Question

Consider a thin square plate floating on a viscous liquid in a large tank. The height h of the liquid in the tank is much less than the width of the tank. The floating plate is pulled horizontally with a constant velocity ${{u}_{0}}$. Which of the following statements is (are) true?
(A) The resistive force of liquid on the plate is inversely proportional to h
(B) The resistive force of liquid on the plate is independent of the area of the plate
(C) The tangential (shear) stress on the floor of the tank increases with ${{u}_{0}}$.
(D) The tangential (shear) stress on the plate varies linearly with the viscosity η of the liquid.

Answer 1

Given that the liquid is viscous, it means there will be presence of viscous force in it. We remove the plate with a constant horizontal velocity ${{u}_{0}}$, so we can use the concept of viscous force to arrive at the solution.

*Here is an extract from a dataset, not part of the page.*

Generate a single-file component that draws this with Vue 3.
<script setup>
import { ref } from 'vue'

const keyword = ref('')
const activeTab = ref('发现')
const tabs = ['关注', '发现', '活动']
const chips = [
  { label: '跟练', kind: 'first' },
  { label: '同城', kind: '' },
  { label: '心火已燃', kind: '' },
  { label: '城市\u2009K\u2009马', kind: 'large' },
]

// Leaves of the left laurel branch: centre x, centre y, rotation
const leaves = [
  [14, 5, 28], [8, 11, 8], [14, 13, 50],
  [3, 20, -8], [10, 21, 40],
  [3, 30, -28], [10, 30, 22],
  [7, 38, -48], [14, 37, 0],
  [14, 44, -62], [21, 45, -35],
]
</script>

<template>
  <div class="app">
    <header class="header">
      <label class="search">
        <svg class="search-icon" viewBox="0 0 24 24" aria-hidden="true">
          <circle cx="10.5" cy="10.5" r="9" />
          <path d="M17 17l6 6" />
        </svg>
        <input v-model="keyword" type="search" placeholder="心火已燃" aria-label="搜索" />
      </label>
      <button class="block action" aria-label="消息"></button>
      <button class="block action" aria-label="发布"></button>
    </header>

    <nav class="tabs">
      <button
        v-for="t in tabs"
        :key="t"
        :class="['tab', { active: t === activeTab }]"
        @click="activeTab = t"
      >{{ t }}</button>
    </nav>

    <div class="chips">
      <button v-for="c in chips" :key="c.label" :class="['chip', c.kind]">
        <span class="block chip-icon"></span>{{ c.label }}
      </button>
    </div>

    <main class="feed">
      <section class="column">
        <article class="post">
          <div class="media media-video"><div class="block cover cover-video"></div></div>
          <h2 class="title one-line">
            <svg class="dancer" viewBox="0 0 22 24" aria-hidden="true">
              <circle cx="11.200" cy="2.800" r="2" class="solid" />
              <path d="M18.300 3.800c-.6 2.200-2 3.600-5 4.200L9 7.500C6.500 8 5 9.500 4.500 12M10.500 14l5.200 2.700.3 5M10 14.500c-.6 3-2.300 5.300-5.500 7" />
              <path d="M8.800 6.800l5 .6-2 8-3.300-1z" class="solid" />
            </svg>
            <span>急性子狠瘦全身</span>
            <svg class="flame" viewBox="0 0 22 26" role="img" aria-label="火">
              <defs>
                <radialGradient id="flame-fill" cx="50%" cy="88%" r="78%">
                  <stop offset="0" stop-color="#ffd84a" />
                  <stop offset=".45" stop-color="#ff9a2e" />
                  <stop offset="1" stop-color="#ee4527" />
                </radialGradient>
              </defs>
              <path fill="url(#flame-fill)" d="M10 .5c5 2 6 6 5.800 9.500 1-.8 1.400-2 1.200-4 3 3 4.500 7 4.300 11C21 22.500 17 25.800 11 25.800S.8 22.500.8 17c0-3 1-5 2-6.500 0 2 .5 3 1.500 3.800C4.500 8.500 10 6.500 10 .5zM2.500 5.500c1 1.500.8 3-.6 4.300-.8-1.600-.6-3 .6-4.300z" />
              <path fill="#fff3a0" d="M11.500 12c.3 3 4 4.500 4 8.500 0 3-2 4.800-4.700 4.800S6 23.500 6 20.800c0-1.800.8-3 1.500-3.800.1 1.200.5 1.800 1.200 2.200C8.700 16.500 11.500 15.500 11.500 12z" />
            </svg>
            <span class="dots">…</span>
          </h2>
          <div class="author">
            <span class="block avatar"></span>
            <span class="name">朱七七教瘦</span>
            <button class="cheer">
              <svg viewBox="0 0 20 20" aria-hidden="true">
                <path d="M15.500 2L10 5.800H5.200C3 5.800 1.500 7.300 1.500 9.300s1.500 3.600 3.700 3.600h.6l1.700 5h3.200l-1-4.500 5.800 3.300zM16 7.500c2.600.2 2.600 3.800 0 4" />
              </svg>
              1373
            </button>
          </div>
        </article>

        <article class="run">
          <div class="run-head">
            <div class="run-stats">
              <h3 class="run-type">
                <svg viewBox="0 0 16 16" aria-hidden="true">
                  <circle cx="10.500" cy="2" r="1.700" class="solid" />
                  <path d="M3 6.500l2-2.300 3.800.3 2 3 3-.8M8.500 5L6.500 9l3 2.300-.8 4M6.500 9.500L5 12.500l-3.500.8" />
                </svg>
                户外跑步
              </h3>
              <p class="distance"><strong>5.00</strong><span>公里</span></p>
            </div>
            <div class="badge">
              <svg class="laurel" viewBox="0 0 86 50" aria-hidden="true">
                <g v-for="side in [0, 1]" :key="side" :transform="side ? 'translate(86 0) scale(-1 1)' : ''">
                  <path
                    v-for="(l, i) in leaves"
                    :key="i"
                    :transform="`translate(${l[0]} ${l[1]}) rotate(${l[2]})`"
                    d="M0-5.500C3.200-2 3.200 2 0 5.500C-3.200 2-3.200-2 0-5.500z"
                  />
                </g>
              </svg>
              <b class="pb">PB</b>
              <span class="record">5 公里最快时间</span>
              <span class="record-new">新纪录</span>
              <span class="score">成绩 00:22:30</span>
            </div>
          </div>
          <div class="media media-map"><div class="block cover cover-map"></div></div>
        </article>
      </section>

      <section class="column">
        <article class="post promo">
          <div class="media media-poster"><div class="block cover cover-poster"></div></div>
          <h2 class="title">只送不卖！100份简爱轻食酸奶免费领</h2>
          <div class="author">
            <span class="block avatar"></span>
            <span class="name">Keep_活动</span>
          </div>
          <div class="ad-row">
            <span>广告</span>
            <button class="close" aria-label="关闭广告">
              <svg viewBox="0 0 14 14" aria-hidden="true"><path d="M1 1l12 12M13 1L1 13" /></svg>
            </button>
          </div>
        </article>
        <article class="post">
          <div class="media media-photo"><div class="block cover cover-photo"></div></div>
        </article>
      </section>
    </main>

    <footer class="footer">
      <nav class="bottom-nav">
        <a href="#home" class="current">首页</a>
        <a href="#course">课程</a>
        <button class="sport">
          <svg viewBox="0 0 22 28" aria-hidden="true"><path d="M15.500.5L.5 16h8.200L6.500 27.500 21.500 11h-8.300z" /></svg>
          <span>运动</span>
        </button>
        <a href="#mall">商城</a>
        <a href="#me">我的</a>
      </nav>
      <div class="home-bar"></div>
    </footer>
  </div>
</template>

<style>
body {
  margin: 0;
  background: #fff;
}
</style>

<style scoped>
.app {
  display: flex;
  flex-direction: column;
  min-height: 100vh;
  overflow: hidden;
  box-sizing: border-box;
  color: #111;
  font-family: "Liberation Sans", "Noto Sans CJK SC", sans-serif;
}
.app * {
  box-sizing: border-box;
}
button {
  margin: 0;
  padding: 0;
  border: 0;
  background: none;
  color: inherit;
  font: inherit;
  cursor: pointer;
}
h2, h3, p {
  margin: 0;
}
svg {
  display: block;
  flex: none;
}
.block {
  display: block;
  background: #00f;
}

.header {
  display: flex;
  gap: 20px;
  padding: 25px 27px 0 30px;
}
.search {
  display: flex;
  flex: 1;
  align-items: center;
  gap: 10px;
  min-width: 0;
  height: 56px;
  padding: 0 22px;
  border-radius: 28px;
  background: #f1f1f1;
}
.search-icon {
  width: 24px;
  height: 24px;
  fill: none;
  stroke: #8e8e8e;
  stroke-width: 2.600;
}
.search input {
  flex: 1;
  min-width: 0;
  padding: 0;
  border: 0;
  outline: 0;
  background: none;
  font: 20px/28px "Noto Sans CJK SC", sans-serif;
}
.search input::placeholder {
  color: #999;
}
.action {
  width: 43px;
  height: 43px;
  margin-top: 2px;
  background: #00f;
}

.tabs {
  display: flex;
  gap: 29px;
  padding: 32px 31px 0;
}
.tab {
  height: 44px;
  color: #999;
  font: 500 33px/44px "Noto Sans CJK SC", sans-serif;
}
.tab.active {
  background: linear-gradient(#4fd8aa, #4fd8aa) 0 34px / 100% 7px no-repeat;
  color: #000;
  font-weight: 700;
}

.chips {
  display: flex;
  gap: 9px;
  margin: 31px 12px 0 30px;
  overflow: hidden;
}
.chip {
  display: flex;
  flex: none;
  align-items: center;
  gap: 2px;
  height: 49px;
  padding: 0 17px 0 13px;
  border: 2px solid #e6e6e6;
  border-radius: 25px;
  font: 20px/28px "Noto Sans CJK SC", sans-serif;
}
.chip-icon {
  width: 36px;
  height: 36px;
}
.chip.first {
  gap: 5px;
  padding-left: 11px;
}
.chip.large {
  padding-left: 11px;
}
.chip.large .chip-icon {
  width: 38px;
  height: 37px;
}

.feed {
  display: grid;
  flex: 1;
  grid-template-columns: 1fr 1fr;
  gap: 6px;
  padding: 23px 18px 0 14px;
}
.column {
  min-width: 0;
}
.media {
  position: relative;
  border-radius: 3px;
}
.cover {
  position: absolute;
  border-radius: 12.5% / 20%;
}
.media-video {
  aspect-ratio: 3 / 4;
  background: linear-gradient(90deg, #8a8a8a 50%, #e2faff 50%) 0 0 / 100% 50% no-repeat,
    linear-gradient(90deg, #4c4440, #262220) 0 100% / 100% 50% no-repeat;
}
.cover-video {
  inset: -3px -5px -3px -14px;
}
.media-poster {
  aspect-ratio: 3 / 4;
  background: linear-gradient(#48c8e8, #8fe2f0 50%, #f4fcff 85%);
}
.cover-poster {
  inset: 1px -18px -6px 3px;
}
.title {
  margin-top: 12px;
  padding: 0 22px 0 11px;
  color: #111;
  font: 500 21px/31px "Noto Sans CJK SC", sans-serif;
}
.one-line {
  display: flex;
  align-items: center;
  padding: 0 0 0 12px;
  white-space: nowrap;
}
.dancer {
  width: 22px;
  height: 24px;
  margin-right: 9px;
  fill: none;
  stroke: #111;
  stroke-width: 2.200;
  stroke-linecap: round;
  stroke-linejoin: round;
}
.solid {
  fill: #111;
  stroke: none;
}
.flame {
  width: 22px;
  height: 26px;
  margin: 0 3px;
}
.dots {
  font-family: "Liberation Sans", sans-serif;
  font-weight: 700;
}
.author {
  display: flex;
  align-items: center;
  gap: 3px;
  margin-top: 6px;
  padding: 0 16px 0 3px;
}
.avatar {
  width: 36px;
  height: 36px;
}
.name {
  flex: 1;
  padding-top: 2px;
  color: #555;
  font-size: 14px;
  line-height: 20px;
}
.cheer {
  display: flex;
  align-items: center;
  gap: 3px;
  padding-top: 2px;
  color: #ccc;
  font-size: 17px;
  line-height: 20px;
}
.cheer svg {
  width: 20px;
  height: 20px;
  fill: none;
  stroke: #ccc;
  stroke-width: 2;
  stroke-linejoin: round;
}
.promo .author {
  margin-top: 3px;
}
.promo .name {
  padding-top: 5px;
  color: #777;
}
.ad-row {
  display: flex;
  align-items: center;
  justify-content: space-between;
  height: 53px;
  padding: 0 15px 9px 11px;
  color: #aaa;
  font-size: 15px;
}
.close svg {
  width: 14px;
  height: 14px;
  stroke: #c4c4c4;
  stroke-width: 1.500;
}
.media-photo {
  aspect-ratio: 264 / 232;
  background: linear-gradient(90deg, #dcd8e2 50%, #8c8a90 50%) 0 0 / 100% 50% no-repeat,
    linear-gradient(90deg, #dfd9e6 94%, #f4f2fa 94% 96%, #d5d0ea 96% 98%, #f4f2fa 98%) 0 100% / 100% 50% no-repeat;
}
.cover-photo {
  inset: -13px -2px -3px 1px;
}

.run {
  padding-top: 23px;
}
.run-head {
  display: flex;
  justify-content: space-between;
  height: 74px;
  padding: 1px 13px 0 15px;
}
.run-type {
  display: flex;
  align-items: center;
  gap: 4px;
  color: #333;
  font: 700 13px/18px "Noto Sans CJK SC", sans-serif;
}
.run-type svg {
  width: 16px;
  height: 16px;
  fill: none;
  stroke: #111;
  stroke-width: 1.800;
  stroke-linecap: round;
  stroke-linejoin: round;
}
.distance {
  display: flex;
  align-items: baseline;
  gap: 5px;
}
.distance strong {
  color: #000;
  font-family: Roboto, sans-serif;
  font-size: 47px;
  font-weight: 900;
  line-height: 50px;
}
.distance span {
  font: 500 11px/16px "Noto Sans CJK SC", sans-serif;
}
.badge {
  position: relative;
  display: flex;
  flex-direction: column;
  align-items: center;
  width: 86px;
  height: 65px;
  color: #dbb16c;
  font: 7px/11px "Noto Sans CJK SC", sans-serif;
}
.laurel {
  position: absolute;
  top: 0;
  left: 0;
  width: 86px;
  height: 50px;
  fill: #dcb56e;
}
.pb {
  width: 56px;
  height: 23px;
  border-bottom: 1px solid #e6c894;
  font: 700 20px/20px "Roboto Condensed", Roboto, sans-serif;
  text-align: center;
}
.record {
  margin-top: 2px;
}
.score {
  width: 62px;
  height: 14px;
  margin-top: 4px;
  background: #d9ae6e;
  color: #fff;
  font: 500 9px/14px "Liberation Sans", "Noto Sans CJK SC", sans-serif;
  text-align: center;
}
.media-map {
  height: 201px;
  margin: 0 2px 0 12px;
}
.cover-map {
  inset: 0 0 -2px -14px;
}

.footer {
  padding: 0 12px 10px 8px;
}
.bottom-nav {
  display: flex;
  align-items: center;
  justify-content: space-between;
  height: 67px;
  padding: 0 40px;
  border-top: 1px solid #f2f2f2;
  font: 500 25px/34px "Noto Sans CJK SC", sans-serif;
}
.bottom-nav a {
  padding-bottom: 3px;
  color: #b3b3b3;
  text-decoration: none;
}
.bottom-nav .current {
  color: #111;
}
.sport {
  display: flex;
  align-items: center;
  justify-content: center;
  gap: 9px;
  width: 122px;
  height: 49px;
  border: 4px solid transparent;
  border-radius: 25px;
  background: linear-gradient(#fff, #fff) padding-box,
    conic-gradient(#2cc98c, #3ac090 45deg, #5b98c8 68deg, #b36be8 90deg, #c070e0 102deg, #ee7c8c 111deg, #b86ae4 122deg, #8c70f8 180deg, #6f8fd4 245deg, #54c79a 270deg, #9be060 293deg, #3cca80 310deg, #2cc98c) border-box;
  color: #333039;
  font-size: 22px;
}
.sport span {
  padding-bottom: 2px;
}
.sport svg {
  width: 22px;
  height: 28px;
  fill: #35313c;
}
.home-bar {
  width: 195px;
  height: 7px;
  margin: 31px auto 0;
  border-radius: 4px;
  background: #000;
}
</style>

Complete step by step answer:
Viscous force is given by the formula,
$F=-\eta A\dfrac{\Delta v}{\Delta y}$
Here, $\eta$ is the coefficient of viscosity and A is the area of the contact. Here minus sign signifies that this force acts in a direction opposite to the displacement.
Now, velocity is ${{u}_{0}}$and the $\Delta y$ is the height of the fluid. So, the above relation becomes, $F=\dfrac{\eta A{{u}_{0}}}{h}$
It can be seen that force is directly proportional to the coefficient of viscosity, velocity, area and inversely proportional to the height.
Since the plate is moving with constant velocity, the same force must be acting on the floor.

So, Option (A), (C) and (D) are correct.

Note:
In this problem Since plate is moving with constant velocity, the same force must be acting on the floor. The viscous force is the force between a body and a fluid that is liquid or gas. Motion is must for viscous force to come into play.